More than $1.6 billion was distributed from the main settlement, leaving survivors up to $3,000 each to be sent directly to educational institutions. The B.C. Supreme Court approved the terms in October 2013, and application packages were mailed to survivors in January.

“The important message is that’s a clause that everybody agreed on, it was determined a long time ago,” said Valerie Hache, spokeswoman for the federal Aboriginal Affairs Ministry.

Hache said she has heard indirect word of unhappiness and confusion.

“I just don’t quite understand where it’s coming from. I just think it’s too bad,” she said. “I’ve heard something similar like people saying they didn’t really know how that whole thing was working. I thought it was pretty clear.”

Assembly of First Nations CEO Peter Dinsdale said the organization received mixed feedback, with positive responses including a fund-pooling proposal by the Gwich’in Tribal Council in the Nothwest Territories town of Inuvik for a culture camp.

But people have also been requesting the money be made available more broadly and over a longer time period, he said.

“We’re sympathetic to all those things, I think they’re very real challenges. We want to be sure survivors can use this to their maximum benefit,” he said. “But for our purposes where we are today, this is a part of the settlement agreement _ we’re trying to implement it to the fullest range possible with the most options possible.”

Unclaimed funds will be transferred in early 2015 to the National Indian Brotherhood Trust Fund and Inuvialuit Education Foundation, for educational purposes that have not been specified. Their executive boards will determine how it will be spent, Dinsdale said.

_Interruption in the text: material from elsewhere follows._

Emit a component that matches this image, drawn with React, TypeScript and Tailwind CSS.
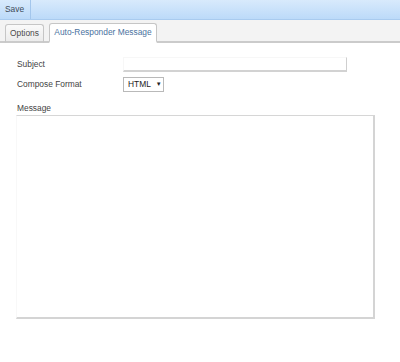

Survivors may also pool credits for group learning activities, although the society’s executive director, Cindy Tom-Lindley, said they’ve heard no favourable response to the option while they had numerous requests for assistance workshops.

Eight liaison officers have been hired between the AFN and Inuit organizers to help the credit administrator, Crawford Class Action Services. Almost 2,000 credit claims have been received so far.